Do I think that this will solve all our problems? No. Will there be some unfortunate losses to a system like this? Yes, of course.

Equally, it’s impossible to make everyone happy all the time. What we really need is to strike a balance. And I don’t think we’ve got the balance right in the US. I want high-speed trains. Or for housing to be cheap enough that people don’t have to live on the street.

Denmark consistently ranks as among the least corrupt, most politically free, and happiest countries in the world. Yet they’re also able to deliver projects like the relatively new Copenhagen metro at a reasonable cost. That subway system that has trains that arrive every 90 seconds? It cost about $225 million per kilometer to build. Not cheap to be sure, but also almost eight times cheaper than the tiny Second Avenue project that only added three new stops to the New York City subway system. And that had been discussed for almost 100 years before it happened.

Montréal isn’t exactly a bastion of authoritarian governmental abuse either.

Clearly it’s possible to swing this balance a little more toward action and create this “default to yes” without completely trampling civil liberties or running roughshod over minority groups.

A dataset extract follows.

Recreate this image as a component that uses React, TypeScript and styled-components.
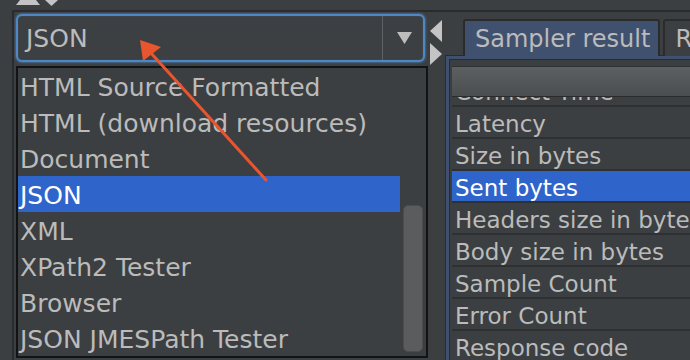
import React from "react";
import styled, { createGlobalStyle } from "styled-components";

const GlobalStyle = createGlobalStyle`
  html, body { margin: 0; padding: 0; background: #3c3f41; overflow: hidden; }
  * { box-sizing: border-box; }
`;

const FONT = `"DejaVu Sans", "Noto Sans", sans-serif`;

const Root = styled.div`
  position: relative;
  width: 690px;
  height: 360px;
  overflow: hidden;
  background: #3c3f41;
  font-family: ${FONT};
  color: #bbbbbb;
`;

const TopStrip = styled.div`
  height: 10px;
  display: flex;
  align-items: flex-start;
`;

const Frame = styled.div`
  margin-left: 12px;
  border-top: 2px solid #2b2b2b;
  border-left: 2px solid #2b2b2b;
  padding-left: 2px;
  display: flex;
  height: 350px;
`;

const LeftColumn = styled.div`
  width: 412px;
  flex: none;
  display: flex;
  flex-direction: column;
  padding-top: 2px;
  gap: 4px;
`;

const Combo = styled.div`
  width: 409px;
  height: 48px;
  flex: none;
  border: 2px solid #4e87c5;
  border-radius: 6px;
  box-shadow: 0 0 2px 1px rgba(74, 136, 199, 0.55), inset 0 0 1px rgba(74, 136, 199, 0.6);
  background: #3d4042;
  display: flex;
  align-items: stretch;
`;

const ComboValue = styled.div`
  flex: 1;
  display: flex;
  align-items: center;
  padding-left: 8px;
  font-size: 25px;
  color: #bbbbbb;
  border-right: 1px solid #5e6163;
`;

const ComboButton = styled.div`
  width: 40px;
  display: flex;
  align-items: center;
  justify-content: center;
  padding-left: 3px;
`;

const List = styled.div`
  width: 412px;
  height: 292px;
  flex: none;
  border: 2px solid #131313;
  display: flex;
  background: #3c3f41;
`;

const Items = styled.div`
  flex: 1;
  overflow: hidden;
`;

const Item = styled.div<{ $selected?: boolean }>`
  height: 36px;
  padding: 4px 0 0 2px;
  line-height: 32px;
  font-size: 25px;
  white-space: nowrap;
  background: ${(p) => (p.$selected ? "#2f65ca" : "transparent")};
  color: ${(p) => (p.$selected ? "#ffffff" : "#bbbbbb")};
`;

const ScrollTrack = styled.div`
  width: 26px;
  flex: none;
  padding: 0 3px 4px 3px;
  display: flex;
  flex-direction: column;
`;

const Thumb = styled.div<{ $top: number; $height: number }>`
  margin-top: ${(p) => p.$top}px;
  height: ${(p) => p.$height}px;
  width: 20px;
  border-radius: 5px;
  background: #5a5c5e;
  border: 1px solid #4a4c4e;
`;

const Splitter = styled.div`
  width: 17px;
  flex: none;
  display: flex;
  flex-direction: column;
  padding-top: 8px;
  padding-left: 2px;
`;

const RightPanel = styled.div`
  flex: 1;
  min-width: 0;
  display: flex;
  flex-direction: column;
`;

const TabStrip = styled.div`
  height: 44px;
  flex: none;
  display: flex;
  align-items: flex-end;
  padding-left: 18px;
  gap: 3px;
  border-bottom: 1px solid #2b2b2b;
  margin-bottom: -1px;
  position: relative;
  z-index: 1;
`;

const Tab = styled.div<{ $active?: boolean }>`
  height: 37px;
  margin-bottom: -1px;
  padding: 0 8px 0 10px;
  display: flex;
  align-items: center;
  font-size: 24px;
  white-space: nowrap;
  border: 2px solid #2b2b2b;
  border-bottom: none;
  border-radius: 3px 3px 0 0;
  background: ${(p) => (p.$active ? "#40516f" : "#3c3f41")};
  color: #bbbbbb;
`;

const PanelOuter = styled.div`
  flex: 1;
  min-height: 0;
  overflow: hidden;
  border-left: 1px solid #2b2b2b;
  border-top: 1px solid #2b2b2b;
`;

const PanelBlue = styled.div`
  height: 100%;
  border-left: 3px solid #40516f;
  border-top: 3px solid #40516f;
`;

const PanelInner = styled.div`
  height: 100%;
  border-left: 1px solid #2b2b2b;
  border-top: 1px solid #2b2b2b;
  padding: 6px 0 0 2px;
  display: flex;
  flex-direction: column;
`;

const TableHeader = styled.div`
  height: 31px;
  flex: none;
  background: linear-gradient(#5d6062, #4b4e50);
  border-top: 1px solid #2e3032;
  border-bottom: 1px solid #2b2b2b;
  position: relative;
  z-index: 1;
`;

const RowsViewport = styled.div`
  flex: 1;
  min-height: 0;
  overflow: hidden;
`;

const Rows = styled.div<{ $offset: number }>`
  margin-top: ${(p) => -p.$offset}px;
`;

const Row = styled.div<{ $selected?: boolean }>`
  height: 32px;
  padding: 4px 0 0 3px;
  line-height: 26px;
  font-size: 23px;
  white-space: nowrap;
  border-bottom: 2px solid #2e3032;
  background: ${(p) => (p.$selected ? "#2f65ca" : "transparent")};
  color: ${(p) => (p.$selected ? "#ffffff" : "#bbbbbb")};
`;

const Overlay = styled.svg`
  position: absolute;
  left: 0;
  top: 0;
  pointer-events: none;
`;

const options = [
  "HTML Source Formatted",
  "HTML (download resources)",
  "Document",
  "JSON",
  "XML",
  "XPath2 Tester",
  "Browser",
  "JSON JMESPath Tester",
];

const fields = [
  "Connect Time",
  "Latency",
  "Size in bytes",
  "Sent bytes",
  "Headers size in bytes",
  "Body size in bytes",
  "Sample Count",
  "Error Count",
  "Response code",
];

export default function App() {
  const selected = "JSON";
  return (
    <>
      <GlobalStyle />
      <Root>
        <TopStrip>
          <svg width="60" height="10" viewBox="0 0 60 10">
            <polygon points="16,5 40,5 28,-10" fill="#c4c4c4" />
            <polygon points="45,0 58,0 51.5,6" fill="#c4c4c4" />
          </svg>
        </TopStrip>
        <Frame>
          <LeftColumn>
            <Combo>
              <ComboValue>{selected}</ComboValue>
              <ComboButton>
                <svg width="15" height="12" viewBox="0 0 15 12">
                  <polygon points="0,0 15,0 7.5,12" fill="#bdbdbd" />
                </svg>
              </ComboButton>
            </Combo>
            <List>
              <Items>
                {options.map((o) => (
                  <Item key={o} $selected={o === selected}>
                    {o}
                  </Item>
                ))}
              </Items>
              <ScrollTrack>
                <Thumb $top={137} $height={147} />
              </ScrollTrack>
            </List>
          </LeftColumn>
          <Splitter>
            <svg width="12" height="45" viewBox="0 0 12 45">
              <polygon points="12,0 12,22 0,11" fill="#c4c4c4" />
              <polygon points="0,23 0,45 12,34" fill="#c4c4c4" />
            </svg>
          </Splitter>
          <RightPanel>
            <TabStrip>
              <Tab $active>Sampler result</Tab>
              <Tab>Request</Tab>
            </TabStrip>
            <PanelOuter>
              <PanelBlue>
                <PanelInner>
                  <TableHeader />
                  <RowsViewport>
                    <Rows $offset={22}>
                      {fields.map((f) => (
                        <Row key={f} $selected={f === "Sent bytes"}>
                          {f}
                        </Row>
                      ))}
                    </Rows>
                  </RowsViewport>
                </PanelInner>
              </PanelBlue>
            </PanelOuter>
          </RightPanel>
        </Frame>
        <Overlay width="690" height="360" viewBox="0 0 690 360">
          <line x1="266" y1="180" x2="150" y2="52" stroke="#e8552f" strokeWidth="3" strokeLinecap="round" />
          <polygon points="140,40 143,61 161,47" fill="#e8552f" />
        </Overlay>
      </Root>
    </>
  );
}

If you ever have a chance to visit the UC Berkeley campus, there are a few spots where when you look out across the bay you get a great view of the Golden Gate Bridge. In our modern age, if the weather is good, there are usually lots of people snapping photos of that landmark piece of infrastructure. It’s funny to contrast that with the people who I’m sure existed back in the 1930s who vociferously objected to the project. Too expensive. A scar on the landscape. The ferry was good enough. But we said yes to things back then. The bridge opened ahead of schedule and under budget. And now, people travel from all over the world to take a selfie with it in the background.

It’s time we changed the default to yes. We deserve to have nice things, too.